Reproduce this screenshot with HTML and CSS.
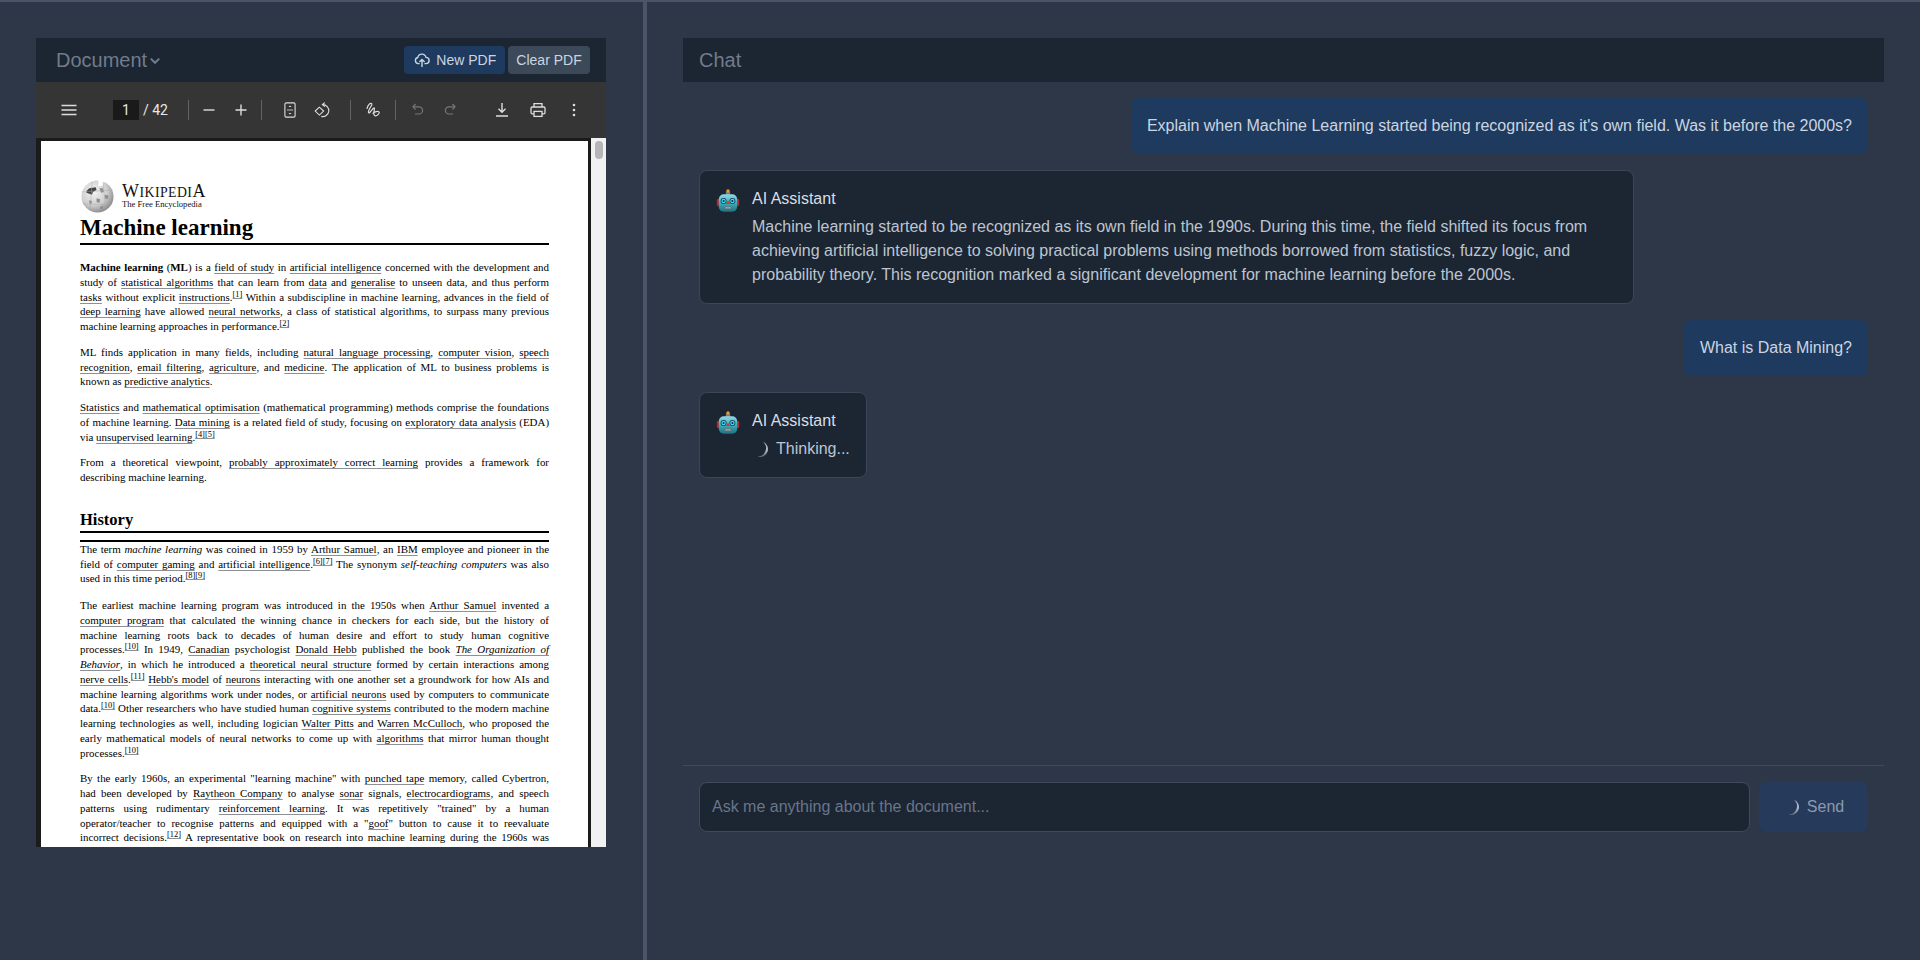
FILE: index.html
```html
<!DOCTYPE html>
<html lang="en">
<head>
<meta charset="utf-8">
<title>Chat with PDF</title>
<link rel="stylesheet" href="styles.css">
</head>
<body>
<div class="topline"></div>
<div class="app">
  <section class="left">
    <div class="doc">
      <header class="bar doc-bar">
        <div class="title">Document<svg class="chev" viewBox="0 0 10 10"><path d="M1.5 3 5 6.5 8.5 3" fill="none" stroke="currentColor" stroke-width="1.7"/></svg></div>
        <div class="actions">
          <button class="btn btn-blue"><svg class="cloud" viewBox="0 0 16 16" fill="none" stroke="currentColor" stroke-width="1.4"><path d="M5.6 11.6H4.2A3.1 3.1 0 0 1 3.8 5.5 4.2 4.2 0 0 1 12 5.4a3.1 3.1 0 0 1 0 6.2h-1.6"/><path d="M8 15V7.5M5.4 10 8 7.4l2.6 2.6"/></svg>New PDF</button>
          <button class="btn btn-gray">Clear PDF</button>
        </div>
      </header>
      <div class="toolbar">
        <span class="tb"><svg viewBox="0 0 16 16" stroke="#ddd" stroke-width="1.4"><path d="M0.5 3.5h15M0.5 8h15M0.5 12.5h15"/></svg></span>
        <span class="pageinput">1</span>
        <span class="pagecount">/ 42</span>
        <i class="sep s1"></i>
        <span class="tb"><svg viewBox="0 0 16 16" stroke="#ddd" stroke-width="1.4"><path d="M2.5 8h11"/></svg></span>
        <span class="tb"><svg viewBox="0 0 16 16" stroke="#ddd" stroke-width="1.4"><path d="M2.5 8h11M8 2.5v11"/></svg></span>
        <i class="sep s2"></i>
        <span class="tb g1"><svg viewBox="0 0 16 16" fill="none" stroke="#ddd" stroke-width="1.1"><rect x="2.9" y="0.9" width="10.2" height="14.2" rx="1.3"/><path d="M6.5 5 8 3.5 9.5 5zM6.5 11 8 12.5 9.5 11z" fill="#ddd" stroke="none"/><path d="M5 8h6" stroke-width=".8"/></svg></span>
        <span class="tb"><svg viewBox="0 0 16 16" fill="none" stroke="#ddd" stroke-width="1.1"><path d="M8.6 2.6A6 6 0 1 1 7.3 14.4"/><path d="M10.8 .6 8.4 2.6l2.4 2"/><path d="M5.4 5.2 1.2 9.1l4.2 4 4.2-4z"/></svg></span>
        <i class="sep s3"></i>
        <span class="tb"><svg viewBox="0 0 16 16" fill="none" stroke="#ddd" stroke-width="1.2" stroke-linecap="round"><path d="M2 6.5C3 3 5 .8 6.5 1.5 8.5 2.5 2.5 8 3.5 10.5 4.4 12.5 7.5 6 9 5.8 10.5 5.8 7.5 11.5 9.5 13.5c1.2 1 4.5-1 4.7-2.8.2-1.8-3-1.8-6.2.6"/></svg></span>
        <i class="sep s4"></i>
        <span class="tb g2"><svg viewBox="0 0 16 16" fill="none" stroke="#777" stroke-width="1.2"><path d="M5.5 2 3 4.8l2.5 2.7"/><path d="M3 4.8h6a3.6 3.6 0 0 1 0 7.2H5"/></svg></span>
        <span class="tb"><svg viewBox="0 0 16 16" fill="none" stroke="#777" stroke-width="1.2"><path d="M10.5 2 13 4.8l-2.5 2.7"/><path d="M13 4.8H7A3.6 3.6 0 0 0 7 12h4"/></svg></span>
        <span class="tb g3"><svg viewBox="0 0 16 16" fill="none" stroke="#ddd" stroke-width="1.4"><path d="M8 1v9M4.5 6.8 8 10.3l3.5-3.5M2 14h12"/></svg></span>
        <span class="tb g4"><svg viewBox="0 0 16 16" fill="none" stroke="#ddd" stroke-width="1.3"><path d="M4 5V1.7h8V5"/><rect x="1" y="5" width="14" height="6.8" rx="1.2"/><rect x="4" y="9.4" width="8" height="5" fill="#353535"/></svg></span>
        <span class="tb g5"><svg viewBox="0 0 16 16" fill="#ddd"><circle cx="8" cy="3" r="1.3"/><circle cx="8" cy="8" r="1.3"/><circle cx="8" cy="13" r="1.3"/></svg></span>
      </div>
      <div class="viewer">
        <div class="page">
          <div class="wiki">
            <svg class="globe" viewBox="0 0 36 36">
              <defs><radialGradient id="g" cx="38%" cy="35%" r="70%"><stop offset="0" stop-color="#f4f4f4"/><stop offset=".6" stop-color="#cfcfcf"/><stop offset="1" stop-color="#858585"/></radialGradient></defs>
              <circle cx="18" cy="18" r="17.5" fill="url(#g)"/>
              <path d="M19 0h6l-1 6-5 1z" fill="#fff"/>
              <path d="M6 12l3-3 7-1 1 3-4 2-1 3-3-1-3-1z" fill="#454545"/>
              <path d="M20 9h4l1 4-3 1zM9 22l3 1-1 4-2-2zM17 20l4 1-1 4-3-1zM26 16l4 1-1 4-3-1zM21 29l3-1v3l-3 1z" fill="#8f8f8f"/>
              <path d="M12 2 10 34M24 2l3 31M1 13l34-2M2 26l32 1" stroke="#aaa" stroke-width=".5" fill="none"/>
            </svg>
            <div class="wordmark">
              <div class="wm-top">W<small>IKIPEDI</small>A</div>
              <div class="wm-sub">The Free Encyclopedia</div>
            </div>
          </div>
          <h1 class="h1">Machine learning</h1>
          <div class="p">
            <span class="ln"><b>Machine learning</b> (<b>ML</b>) is a <a>field of study</a> in <a>artificial intelligence</a> concerned with the development and</span>
            <span class="ln">study of <a>statistical algorithms</a> that can learn from <a>data</a> and <a>generalise</a> to unseen data, and thus perform</span>
            <span class="ln"><a>tasks</a> without explicit <a>instructions</a>.<sup>[1]</sup> Within a subdiscipline in machine learning, advances in the field of</span>
            <span class="ln"><a>deep learning</a> have allowed <a>neural networks</a>, a class of statistical algorithms, to surpass many previous</span>
            <span class="ln end">machine learning approaches in performance.<sup>[2]</sup></span>
          </div>
          <div class="p">
            <span class="ln">ML finds application in many fields, including <a>natural language processing</a>, <a>computer vision</a>, <a>speech</a></span>
            <span class="ln"><a>recognition</a>, <a>email filtering</a>, <a>agriculture</a>, and <a>medicine</a>. The application of ML to business problems is</span>
            <span class="ln end">known as <a>predictive analytics</a>.</span>
          </div>
          <div class="p">
            <span class="ln"><a>Statistics</a> and <a>mathematical optimisation</a> (mathematical programming) methods comprise the foundations</span>
            <span class="ln">of machine learning. <a>Data mining</a> is a related field of study, focusing on <a>exploratory data analysis</a> (EDA)</span>
            <span class="ln end">via <a>unsupervised learning</a>.<sup>[4][5]</sup></span>
          </div>
          <div class="p">
            <span class="ln">From a theoretical viewpoint, <a>probably approximately correct learning</a> provides a framework for</span>
            <span class="ln end">describing machine learning.</span>
          </div>
          <h2 class="h2">History</h2>
          <div class="p">
            <span class="ln">The term <i>machine learning</i> was coined in 1959 by <a>Arthur Samuel</a>, an <a>IBM</a> employee and pioneer in the</span>
            <span class="ln">field of <a>computer gaming</a> and <a>artificial intelligence</a>.<sup>[6][7]</sup> The synonym <i>self-teaching computers</i> was also</span>
            <span class="ln end">used in this time period.<sup>[8][9]</sup></span>
          </div>
          <div class="p">
            <span class="ln">The earliest machine learning program was introduced in the 1950s when <a>Arthur Samuel</a> invented a</span>
            <span class="ln"><a>computer program</a> that calculated the winning chance in checkers for each side, but the history of</span>
            <span class="ln">machine learning roots back to decades of human desire and effort to study human cognitive</span>
            <span class="ln">processes.<sup>[10]</sup> In 1949, <a>Canadian</a> psychologist <a>Donald Hebb</a> published the book <a><i>The Organization of</i></a></span>
            <span class="ln"><a><i>Behavior</i></a>, in which he introduced a <a>theoretical neural structure</a> formed by certain interactions among</span>
            <span class="ln"><a>nerve cells</a>.<sup>[11]</sup> <a>Hebb's model</a> of <a>neurons</a> interacting with one another set a groundwork for how AIs and</span>
            <span class="ln">machine learning algorithms work under nodes, or <a>artificial neurons</a> used by computers to communicate</span>
            <span class="ln">data.<sup>[10]</sup> Other researchers who have studied human <a>cognitive systems</a> contributed to the modern machine</span>
            <span class="ln">learning technologies as well, including logician <a>Walter Pitts</a> and <a>Warren McCulloch</a>, who proposed the</span>
            <span class="ln">early mathematical models of neural networks to come up with <a>algorithms</a> that mirror human thought</span>
            <span class="ln end">processes.<sup>[10]</sup></span>
          </div>
          <div class="p">
            <span class="ln">By the early 1960s, an experimental "learning machine" with <a>punched tape</a> memory, called Cybertron,</span>
            <span class="ln">had been developed by <a>Raytheon Company</a> to analyse <a>sonar</a> signals, <a>electrocardiograms</a>, and speech</span>
            <span class="ln">patterns using rudimentary <a>reinforcement learning</a>. It was repetitively "trained" by a human</span>
            <span class="ln">operator/teacher to recognise patterns and equipped with a "<a>goof</a>" button to cause it to reevaluate</span>
            <span class="ln">incorrect decisions.<sup>[12]</sup> A representative book on research into machine learning during the 1960s was</span>
            <span class="ln right"><sup>[13]</sup></span>
          </div>
        </div>
        <div class="scrollbar"><div class="thumb"></div></div>
      </div>
    </div>
  </section>
  <div class="divider"></div>
  <section class="right">
    <header class="bar chat-bar"><div class="title">Chat</div></header>
    <div class="messages">
      <div class="msg user">Explain when Machine Learning started being recognized as it's own field. Was it before the 2000s?</div>
      <div class="msg bot">
        <svg class="robot" viewBox="0 0 24 24"><use href="#robot-art"/></svg>
        <div class="bot-body">
          <div class="name">AI Assistant</div>
          <div class="answer">Machine learning started to be recognized as its own field in the 1990s. During this time, the field shifted its focus from achieving artificial intelligence to solving practical problems using methods borrowed from statistics, fuzzy logic, and probability theory. This recognition marked a significant development for machine learning before the 2000s.</div>
        </div>
      </div>
      <div class="msg user">What is Data Mining?</div>
      <div class="msg bot">
        <svg class="robot" viewBox="0 0 24 24"><use href="#robot-art"/></svg>
        <div class="bot-body">
          <div class="name">AI Assistant</div>
          <div class="answer thinking"><svg class="spinner" viewBox="0 0 16 16"><path d="M10.5.4A8 8 0 0 1 5.5 15.6 8.4 8.4 0 0 0 10.5.4z" fill="url(#fade)"/></svg>Thinking...</div>
        </div>
      </div>
    </div>
    <footer class="composer">
      <div class="input">Ask me anything about the document...</div>
      <button class="send"><svg class="spinner" viewBox="0 0 16 16"><path d="M10.5.4A8 8 0 0 1 5.5 15.6 8.4 8.4 0 0 0 10.5.4z" fill="url(#fade)"/></svg>Send</button>
    </footer>
  </section>
</div>
<svg class="defs" aria-hidden="true">
  <defs>
    <linearGradient id="fade" x1="0" y1="0" x2="0" y2="1"><stop offset="0" stop-color="#aab4c2"/><stop offset=".6" stop-color="#aab4c2"/><stop offset="1" stop-color="#5d6777"/></linearGradient>
    <linearGradient id="head" x1="0" y1="0" x2="0" y2="1"><stop offset="0" stop-color="#8fdbe6"/><stop offset=".55" stop-color="#3fa7b4"/><stop offset="1" stop-color="#1d6f80"/></linearGradient>
    <g id="robot-art">
      <rect x="0.8" y="10" width="3" height="7" rx="1.2" fill="#b3282c"/>
      <rect x="20.2" y="10" width="3" height="7" rx="1.2" fill="#b3282c"/>
      <rect x="9.8" y="2.6" width="4.4" height="4" fill="#6f7f88"/>
      <circle cx="12" cy="2" r="1.7" fill="#f39a1e"/>
      <rect x="2.8" y="5.2" width="18.4" height="17.6" rx="5" fill="url(#head)"/>
      <circle cx="7.6" cy="12" r="3" fill="#0f3d55"/>
      <circle cx="16.4" cy="12" r="3" fill="#0f3d55"/>
      <circle cx="7.6" cy="12" r="2.2" fill="#35e0f5"/>
      <circle cx="16.4" cy="12" r="2.2" fill="#35e0f5"/>
      <circle cx="7.6" cy="12" r="1" fill="#124"/>
      <circle cx="16.4" cy="12" r="1" fill="#124"/>
      <path d="M12 11.5 14 15H10z" fill="#d9342f"/>
      <rect x="8" y="17.3" width="8" height="2.8" rx="1" fill="#5f7a80"/>
      <path d="M9.8 18h.8v1.4h-.8zM11.6 18h.8v1.4h-.8zM13.4 18h.8v1.4h-.8z" fill="#c5d4d6"/>
    </g>
  </defs>
</svg>
</body>
</html>
```
FILE: styles.css
```css
* { box-sizing: border-box; }
html, body { margin: 0; height: 100%; }
body {
  background: #2d3748;
  font-family: "Liberation Sans", Arial, sans-serif;
  color: #cbd5e0;
  overflow: hidden;
}
.defs { width: 0; height: 0; display: block; overflow: hidden; }
.topline { height: 2px; background: #4a5568; }
.app { display: flex; height: 958px; }
.left { width: 643px; padding: 36px 37px 0 36px; flex: none; }
.divider { width: 4px; background: #4a5568; flex: none; }
.right {
  flex: 1;
  padding: 36px 36px 128px 36px;
  display: flex;
  flex-direction: column;
}
.doc { display: flex; flex-direction: column; height: 809px; }
.bar {
  height: 44px;
  flex: none;
  background: #1c2532;
  display: flex;
  align-items: center;
  justify-content: space-between;
}
.doc-bar { padding: 0 16px 0 20px; }
.chat-bar { padding: 0 16px; }
.title {
  font-size: 20px;
  color: #707c8c;
  display: flex;
  align-items: center;
}
.chev { width: 12px; height: 12px; margin-left: 2px; margin-top: 2px; }
.actions { display: flex; gap: 3.5px; }
.btn {
  height: 28px;
  padding: 0 8.3px;
  border: 0;
  border-radius: 4px;
  font: 14px "Liberation Sans", Arial, sans-serif;
  color: #cbd5e0;
  display: flex;
  align-items: center;
}
.btn-blue { background: #1e3a5f; }
.btn-gray { background: #3c4958; }
.cloud { width: 16px; height: 16px; margin-left: 2px; margin-right: 6px; }

.toolbar {
  height: 56px;
  flex: none;
  background: #353535;
  display: flex;
  align-items: center;
  padding-left: 16.5px;
  font-family: Roboto, "Liberation Sans", sans-serif;
  font-size: 14px;
  color: #e8e8e8;
}
.tb { width: 32px; height: 32px; flex: none; display: flex; align-items: center; justify-content: center; }
.tb svg { width: 16px; height: 16px; }
.pageinput {
  width: 26px; height: 20px; margin-left: 28.5px;
  background: #1a1a1a;
  display: flex; align-items: center; justify-content: center;
}
.pagecount { margin-left: 4px; width: 26px; }
.sep { width: 1px; height: 20px; background: #636363; flex: none; }
.s1 { margin-left: 19px; margin-right: 4px; }
.s2 { margin-left: 4px; margin-right: 12px; }
.s3 { margin-left: 12px; margin-right: 6px; }
.s4 { margin-left: 5.5px; margin-right: 6.5px; }
.g3 { margin-left: 20px; }
.g4 { margin-left: 4px; }
.g5 { margin-left: 4px; }

.viewer {
  flex: 1;
  min-height: 0;
  position: relative;
  background: #1b1b1b;
  padding: 3px 18px 0 5px;
  overflow: hidden;
}
.page {
  background: #fff;
  height: 100%;
  padding: 39px 39px 0 39px;
  color: #000;
  font-family: "Liberation Serif", "Times New Roman", serif;
  font-size: 10.95px;
  line-height: 14.75px;
  overflow: hidden;
}
.scrollbar { position: absolute; right: 0; top: 0; bottom: 0; width: 15px; background: #f1f1f1; }
.thumb { position: absolute; left: 4px; top: 3px; width: 8px; height: 18px; border-radius: 4px; background: #b5b5b5; }

.wiki { display: flex; height: 32px; }
.globe { width: 35px; height: 33px; flex: none; }
.wordmark { margin-left: 7px; font-family: "Liberation Serif", serif; color: #111; }
.wm-top { font-size: 18px; line-height: 16px; letter-spacing: .45px; margin-top: 3px; }
.wm-top small { font-size: 13.8px; }
.wm-sub { font-size: 8.6px; line-height: 9px; margin-top: -1px; margin-left: 0; }
.h1 {
  font-size: 23px;
  line-height: 27px;
  margin: 2px 0 15px;
  padding-bottom: 2px;
  border-bottom: 2px solid #000;
  font-weight: bold;
}
.h2 {
  font-size: 16.5px;
  line-height: 20px;
  margin: 25.2px 0 4px;
  font-weight: bold;
  height: 28px;
  position: relative;
}
.h2::after {
  content: "";
  position: absolute;
  left: 0; right: 0; top: 21px;
  height: 7px;
  border-top: 2px solid #000;
  border-bottom: 2px solid #000;
}
.p { margin: 0 0 11px; }
.h2 + .p { margin-bottom: 12px; }
.ln {
  display: block;
  height: 14.75px;
  text-align: justify;
  text-align-last: justify;
}
.ln.end { text-align-last: left; }
.ln.right { text-align-last: right; }
.ln a {
  text-decoration: underline;
  text-decoration-color: #8d9097;
  text-decoration-thickness: 1px;
  text-decoration-skip-ink: none;
  text-underline-offset: 2px;
}
.ln sup {
  font-size: 8.4px;
  line-height: 0;
  vertical-align: 4px;
  text-decoration: underline;
  text-decoration-color: #8d9097;
  text-decoration-thickness: 1px;
  text-decoration-skip-ink: none;
  text-underline-offset: 1px;
}

.messages {
  flex: 1;
  min-height: 0;
  padding: 16px;
  display: flex;
  flex-direction: column;
  gap: 16px;
  align-items: flex-start;
}
.msg { font-size: 16px; line-height: 24px; border-radius: 8px; }
.user {
  align-self: flex-end;
  background: #1e3a5f;
  padding: 16px;
  color: #cbd5e0;
}
.bot {
  background: #1c2532;
  border: 1px solid #3b4658;
  padding: 16px;
  display: flex;
  gap: 12px;
  max-width: 935px;
}
.robot { width: 24px; height: 24px; flex: none; margin-top: 2px; }
.name { color: #d8dee6; margin-bottom: 4px; }
.answer { color: #bcc5d1; }
.thinking { display: flex; align-items: center; }
.spinner { display: block; width: 16px; height: 16px; margin-right: 8px; flex: none; }
.composer {
  flex: none;
  border-top: 1px solid #3f4a5c;
  padding: 16px 16px 0 16px;
  display: flex;
  gap: 9px;
}
.input {
  flex: 1;
  height: 50px;
  background: #1c2532;
  border: 1px solid #3f4a5c;
  border-radius: 8px;
  padding: 0 12px;
  font-size: 16px;
  line-height: 48px;
  color: #68758a;
}
.send {
  width: 109px;
  height: 50px;
  border: 0;
  border-radius: 8px;
  background: #263a5c;
  color: #8d99ab;
  font: 16px "Liberation Sans", Arial, sans-serif;
  display: flex;
  align-items: center;
  justify-content: center;
}
```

------------------------------------------------------------

(To do) Which lines of the material contain the string "this"? List each of them.

(Correct response)
Reproduce this screenshot with HTML and CSS.
            <span class="ln end">used in this time period.<sup>[8][9]</sup></span>
          <div class="answer">Machine learning started to be recognized as its own field in the 1990s. During this time, the field shifted its focus from achieving artificial intelligence to solving practical problems using methods borrowed from statistics, fuzzy logic, and probability theory. This recognition marked a significant development for machine learning before the 2000s.</div>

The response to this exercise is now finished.